#### Task description:
Without including the pictures, copy out every line below.

#### Source material:
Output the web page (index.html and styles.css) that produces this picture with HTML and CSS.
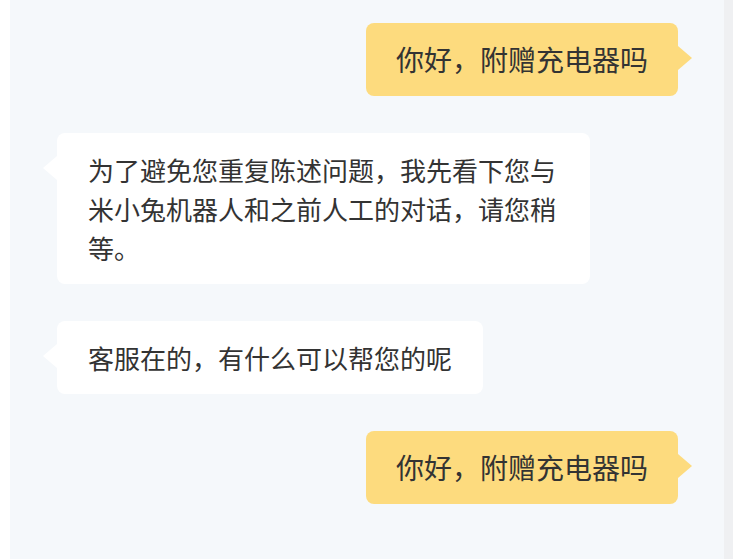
FILE: index.html
```html
<!DOCTYPE html>
<html lang="zh-CN">
<head>
    <meta charset="UTF-8">
    <meta name="viewport" content="width=device-width, initial-scale=1.0">
    <title>客服对话</title>
    <link rel="stylesheet" href="styles.css">
</head>
<body>

    <div class="page">
        <div class="side-strip"></div>

        <main class="chat-list">
            <div class="msg msg-user">
                <div class="bubble">你好，附赠充电器吗</div>
            </div>

            <div class="msg msg-agent">
                <div class="bubble">为了避免您重复陈述问题，我先看下您与米小兔机器人和之前人工的对话，请您稍等。</div>
            </div>

            <div class="msg msg-agent">
                <div class="bubble">客服在的，有什么可以帮您的呢</div>
            </div>

            <div class="msg msg-user">
                <div class="bubble">你好，附赠充电器吗</div>
            </div>
        </main>

        <!-- scrollbar track -->
        <div class="scroll-track"></div>
    </div>

</body>
</html>
```

FILE: styles.css
```css
html, body {
    margin: 0;
    padding: 0;
    height: 100%;
}
body {
    font-family: "Noto Sans CJK SC", "Liberation Sans", sans-serif;
    color: #333;
    background-color: #ffffff;
}
.page {
    display: flex;
    height: 100%;
}
.side-strip {
    width: 10px;
    flex-shrink: 0;
    background-color: #ffffff;
}
.scroll-track {
    width: 9px;
    flex-shrink: 0;
    background-color: #eff0f2;
}
.chat-list {
    flex-grow: 1;
    background-color: #f5f8fb;
    padding: 23px 46px 0 47px;
    display: flex;
    flex-direction: column;
    gap: 37px;
}
.msg {
    display: flex;
}
.msg-user {
    justify-content: flex-end;
}
.msg-agent {
    justify-content: flex-start;
}
.bubble {
    position: relative;
    border-radius: 8px;
    font-size: 26px;
    line-height: 39px;
    padding: 17px 31px;
    max-width: 471px;
    word-wrap: break-word;
}
.msg-user .bubble {
    background-color: #fddb7e;
    font-size: 28px;
    line-height: 41px;
    padding: 16px 30px;
}
.msg-agent .bubble {
    background-color: #ffffff;
}

/* little tails on the bubbles */
.bubble::after {
    content: "";
    position: absolute;
    top: 23px;
    border-top: 12px solid transparent;
    border-bottom: 12px solid transparent;
}
.msg-user .bubble::after {
    right: -14px;
    border-left: 14px solid #fddb7e;
}
.msg-agent .bubble::after {
    left: -14px;
    border-right: 14px solid #ffffff;
}
```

#### Output:
Output the web page (index.html and styles.css) that produces this picture with HTML and CSS.
FILE: index.html
```html
<!DOCTYPE html>
<html lang="zh-CN">
<head>
    <meta charset="UTF-8">
    <meta name="viewport" content="width=device-width, initial-scale=1.0">
    <title>客服对话</title>
    <link rel="stylesheet" href="styles.css">
</head>
<body>

    <div class="page">
        <div class="side-strip"></div>

        <main class="chat-list">
            <div class="msg msg-user">
                <div class="bubble">你好，附赠充电器吗</div>
            </div>

            <div class="msg msg-agent">
                <div class="bubble">为了避免您重复陈述问题，我先看下您与米小兔机器人和之前人工的对话，请您稍等。</div>
            </div>

            <div class="msg msg-agent">
                <div class="bubble">客服在的，有什么可以帮您的呢</div>
            </div>

            <div class="msg msg-user">
                <div class="bubble">你好，附赠充电器吗</div>
            </div>
        </main>

        <!-- scrollbar track -->
        <div class="scroll-track"></div>
    </div>

</body>
</html>
```

FILE: styles.css
```css
html, body {
    margin: 0;
    padding: 0;
    height: 100%;
}
body {
    font-family: "Noto Sans CJK SC", "Liberation Sans", sans-serif;
    color: #333;
    background-color: #ffffff;
}
.page {
    display: flex;
    height: 100%;
}
.side-strip {
    width: 10px;
    flex-shrink: 0;
    background-color: #ffffff;
}
.scroll-track {
    width: 9px;
    flex-shrink: 0;
    background-color: #eff0f2;
}
.chat-list {
    flex-grow: 1;
    background-color: #f5f8fb;
    padding: 23px 46px 0 47px;
    display: flex;
    flex-direction: column;
    gap: 37px;
}
.msg {
    display: flex;
}
.msg-user {
    justify-content: flex-end;
}
.msg-agent {
    justify-content: flex-start;
}
.bubble {
    position: relative;
    border-radius: 8px;
    font-size: 26px;
    line-height: 39px;
    padding: 17px 31px;
    max-width: 471px;
    word-wrap: break-word;
}
.msg-user .bubble {
    background-color: #fddb7e;
    font-size: 28px;
    line-height: 41px;
    padding: 16px 30px;
}
.msg-agent .bubble {
    background-color: #ffffff;
}

/* little tails on the bubbles */
.bubble::after {
    content: "";
    position: absolute;
    top: 23px;
    border-top: 12px solid transparent;
    border-bottom: 12px solid transparent;
}
.msg-user .bubble::after {
    right: -14px;
    border-left: 14px solid #fddb7e;
}
.msg-agent .bubble::after {
    left: -14px;
    border-right: 14px solid #ffffff;
}
```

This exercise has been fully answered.